The condemnation from a Sinn Fein councillor follows agreement by unionists at Tuesday’s meeting of the Corporate Policy and Resources committee to allocate £8,400 for events to mark the Queen’s birthday.
Events include a garden party recognising local charitable and volunteering organisations, incorporating music and a DVD of the Queen’s visits to the Causeway Coast and Glens area. A guest list for the event is to be agreed by a working group.
Unionists, who make up the majority of the Corporate Policy committee, also agreed a further £10,000 be made available for a community grants programme for community celebrations such as street parties.
In addition to the £18,400 agreed on Tuesday, unionist councillors gave the nod last week to spend £6,600 to mark the Queen’s 90th at a special meeting of Council.
Among the events to be held is a relay of beacons in each of the four legacy council areas - including Limavady - concluding with the lighting of a beacon in Portstewart on April 21, the 90th birthday of Queen Elizabeth II.
The decision at last Wednesday’s meeting took just six minutes after councillors waited for 45 minutes until enough councillors were available to make up a quorum of 20.

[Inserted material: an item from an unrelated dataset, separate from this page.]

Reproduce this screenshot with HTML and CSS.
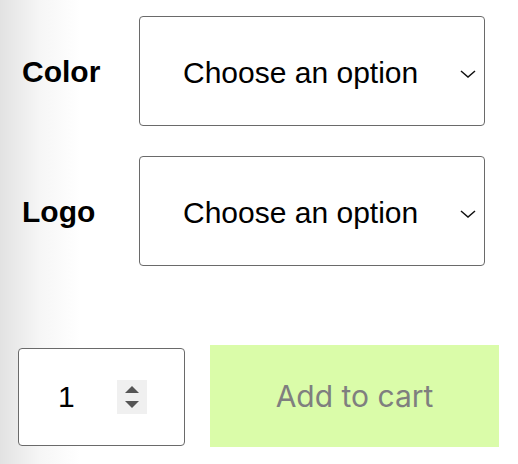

Sinn Fein’s Brenda Chivers said her party had proposed establishing a committee to discuss celebratory events for all occasions and centenaries, but said there was nothing for the 1916 centenary and it was all one-sided.
The DUP’s George Duddy said he hoped the Queen would live until she was 100.
Colr. Duddy said it was a case of straightforward maths and that’s why it was not in the centenary celebrations.
The move was described as “an absolute disgrace” by Sinn Fein’s Cara McShane.
She said some of the most deprived wards were located within the Causeway Council area, and said there were community groups struggling and people struggling to make ends meet yet “this Council flippantly throws money at these type of events”.
Colr. McShane said that, when the matter was discussed at a special meeting last week, Council “couldn’t even get a quorum for this”. She asked for the costings of calling a special meeting which she said took almost an hour to secure a quorum.
Colr. McShane said some councillors needed to “get their heads out of the sand” and “think about putting money where it makes a difference in people’s lives”.
Colr. McShane said unionists were making “a cold house for a large minority in this new Council area”.
“It’s disgusting, absolutely disgusting,” added Colr. McShane.
UUP Colr. Darryl Wilson said Colr. McShane’s comments were “disparaging”, adding: “We do have a mandate and we are a democracy and we do try to carry out the will of the people.”
“We are in the UK. Her Majesty The Queen is our monarch and we are very proud of her and we will celebrate her 90th birthday.”
When it came to the vote, all unionists present voted in favour of the proposal to allocate the £8,400 for events and to make £10,000 available for community grants.
The only Sinn Fein councillors present, Brenda Chivers and Cara McShane, voted against, while the only SDLP member present, Colr. Orla Beattie, abstained.
Sinn Fein Colr. Brenda Chivers, speaking after the meeting, said that, while everyone was entitled to celebrate events important to their culture, £25,000 was too much money at a time when cuts were affecting community groups and people were struggling.
“£25,000 is a step too far,” added Colr. Chivers.